Let me ask you all (ya’ll) a question – how many friends do you have on Facebook? How many of those people are actual friends that you know, care about “what’s on their mind”, and want to converse with? How about Twitter? Do you strive to have more followers? Do you follow everyone who follows you? How often do you get to read all the tweets in your Twitterstream?
We’ve created a monster.
Inspired by an article in the latest issued of Wired he read on the flight to LA this week, our friend Tyler just announced he had cut his Facebook friends list back from more than 2,000 to around 300 total. The article, by Clive Thompson (In Praise of Online Obscurity), analyzes the way we have turned social networking into something very unsocial. No longer are we using social networking as a means of fostering relationships with people we actually care about – we’re using it to create new relationships with people (and “reconnect” with people from our past) and quite frankly, we can’t keep up with it. We’re faced with countless hurdles to jump to maintain these relationships, weeding through updates from networking contacts we barely know, distant friends from our childhood, friends of friends and ex-boyfriends. All people who, the second you click accept, can see all your info, as well. As Thompson points out, when your list gets too big, social networking is no longer a possibility. Social networking starts to break down.
Nowadays, people use Facebook as a means to notifying their friends about developments in their life (and granted, some stuff we could care less about – “Makin’ quesadillas tonight!” – I’m guilty of that.) In the last week I found out that I missed news from two of my good friends because their updates were lost in my enormous feed. One of my friends adopted a rescue puppy and the other one got engaged. Both are things I actually would have liked to know, but because of all the noise in my feed, I didn’t.
So what was the result of Tyler’s massacre on his friends list? A list of status updates that he – SHOCK! – actually cares about. Imagine truly wanting to read each and every status update on your list, instead of clicking “Hide” on that person you added, but only because you had 30 friends in common, all of whom are people you met at conferences. Imagine not having to worry that you’re missing something important, funny or interesting because your feed is filled with information and people that honestly, you could care less about.
Of course, this is just my opinion.
Thompson emphasizes the value in obscurity – of keeping your network small and manageable, because once it grows to a certain size, the conversation dissipates. It becomes silent. Mark Zuckerberg famously declared at the recent Crunchie Awards that living publicly and having minimal online privacy is “the social norm, now.” I disagree. Living a public life is not something everyone should be obligated to do, just because they want to use social networking to keep in touch with friends. Now, online privacy is an entirely separate issue as far as I’m concerned (albeit a very, very important one, I have quite a bit to say about this what with having my identity stolen online several times). But aside from the security aspect, I can’t help but agree with Thompson’s stance on online obscurity – how on Earth are we expected to keep up genuine relationships with 3,000 of our closest friends? It’s just not possible. Not unless you give up your job, your family, your hobbies, eating and sleeping. And then what would you have left to talk about, anyway?
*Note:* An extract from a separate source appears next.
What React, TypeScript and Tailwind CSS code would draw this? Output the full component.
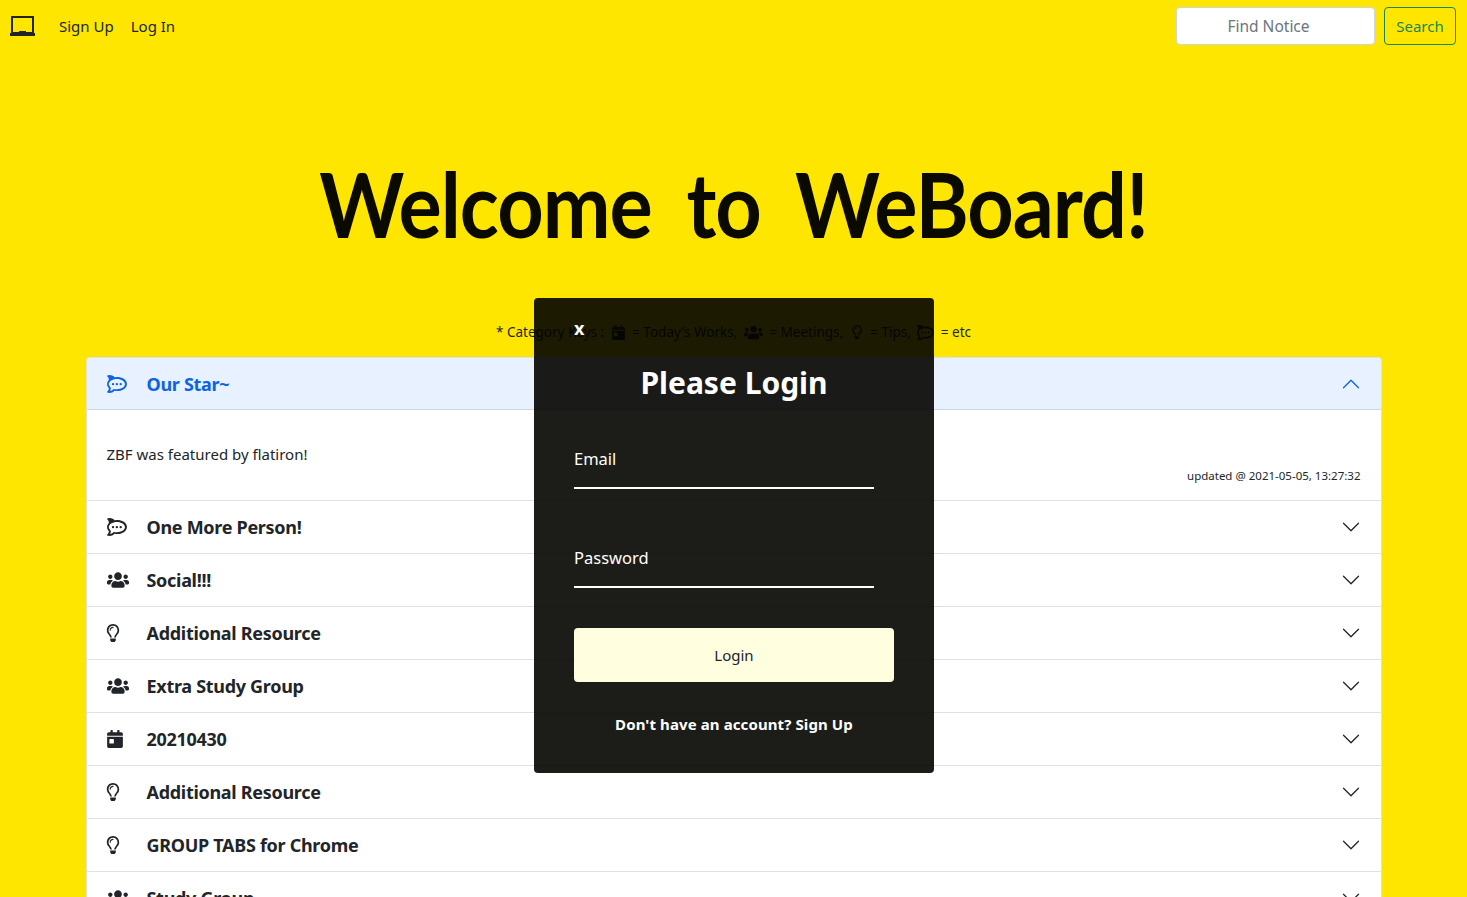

In a way, it’s just like high school again – one big popularity contest. So many people striving to be the next Gary Vaynerchuk, the next “online celeb” who millions turn to for entertainment and advice. First of all, this isn’t realistic. That kind of fame is just not feasible for most of us. And whatever happened to good old human relationships – conversations – not soapboxing?
I’m not suggesting everyone go on an “unfriend-ing” rampage or to stop trying to gain followers, I suppose it depends on the purpose of that particular network, but I do think that if you plan on using social networking as a tool to strengthening relationships, you might want to scale back or segregate your relationships by dividing them on different networks (LinkedIn, for example). I know many are of the opinion that in order to create a successful business relationship, you have to first start with a personal relationship, and to some extent, I agree. But you’ve got to make it genuine. Adding me as one of your 7,000 friends on Facebook does not make me feel like I am getting in a close, personal, trusting relationship with you to where I would ever want to enter a business partnership with you. The same way I would feel if I were one of 300 people invited to your birthday party and only had 5 minutes to celebrate with you.
By the way – I realize this might sound a bit hypocritical because I have this blog and a handful of fans, but in no way do I tout myself as a “guru” of any kind or someone that people should “turn to for advice.” I’m nobody. Just a random girl with a poorly written, stream-of-conscience blog and a need to share pretty, interesting things. I have no goals in terms of popularity or fame. This concept of scaling back on social networking just resonated with me, perhaps because of my own struggle to maintain intimate relationships these days via social networking. So – I ask of you…
What’s your method when it comes to managing your online social scene? Do you have rules for adding new friends? Do you only use certain networks for certain things? I’m very curious to find out!